Thomas Negele: "Ausgangspunkt ist ja, dass man in den letzten, gerade 2003, wo es schlechter lief, hat man versucht über Riesenblockbuster immer alle zu erwischen. Das ist nicht gelungen. Weil es eben nicht leicht ist, mit 300-Millionen-Filmen alle zu erreichen. Das gelingt manchen Filmen, so wie "Ice Age" jetzt. Aber das ist nicht immer gesagt, sondern da verlieren die Mayorfilme auch viel Geld. D. h. im Umkehrschluss hat man dann gesagt: Es ist viel wichtiger in der Breite mehr Leute ins Kino zu kriegen. Und dazu bedarf es zielgruppenorientierter Filme, die ansprechend sind.
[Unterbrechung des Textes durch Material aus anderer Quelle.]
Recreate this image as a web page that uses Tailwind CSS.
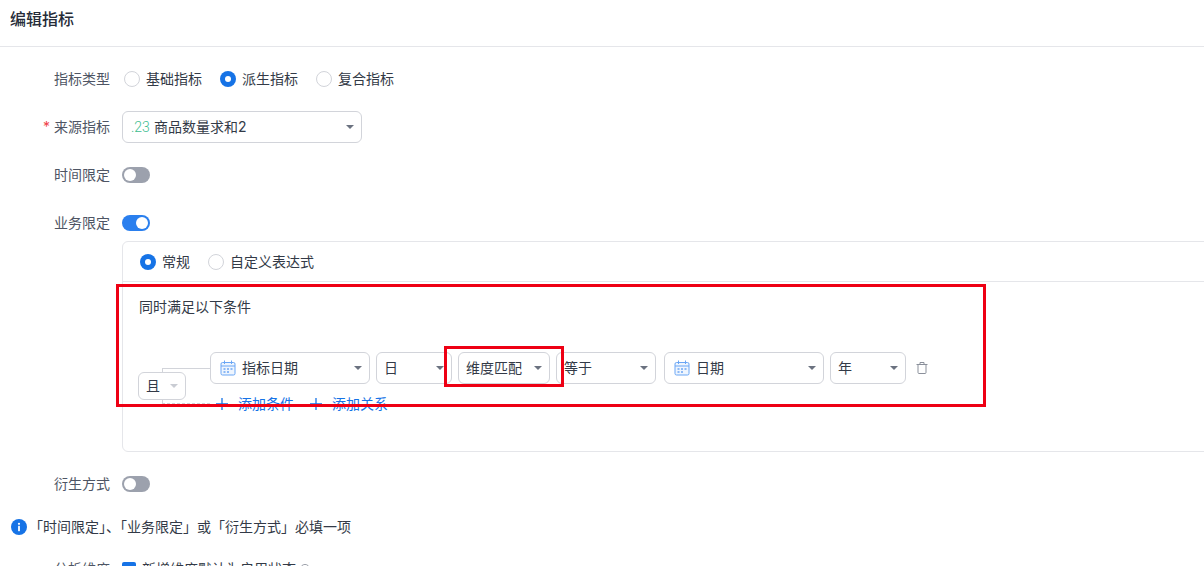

Und das hat man in "Das Leben der anderen", um einen deutschen Film zu nennen."

Ausschnitt aus "Das Leben der anderen": "Sie kennen sie also gut, diese Christa Maria Sieland?! Was meinen Sie, würde sie einen Menschen verletzen, der sie über alles liebt? Würde sie sich verkaufen für die Kunst?/Verkaufen für die Kunst? Die hat sie doch schon. Das wäre ein schlechtes Geschäft. Sie sind eine große Künstlerin."

Auch in die Zukunft blicken die Kinomacher optimistisch. Zum einen weil die Digitalisierung der Filmtheater allmählich voranschreitet. Damit wird man künftig schneller und individueller sein Programm gestalten können. Und nach anfänglichen größeren Investitionen mittelfristig auch viel Geld sparen. Und das weitere Filmprogramm für 2006 klingt ebenfalls viel versprechend: Da steht der Actionfilm "X-Men 3" auf der Startrampe, die Komödie "Hui Buh" mit Michael Bully Herbig, "Das Parfüm" von Tom Tykwer, "Die 7 Zwerge - der Wald ist nicht genug" und der neue James Bond, "Casino Royal". Allerdings wird die Fußballweltmeisterschaft wohl erst einmal einen Rückgang der Zuschauerzahlen bringen. Auch wenn es Kinos gibt, die die Spiele live auf die Leinwand bringen.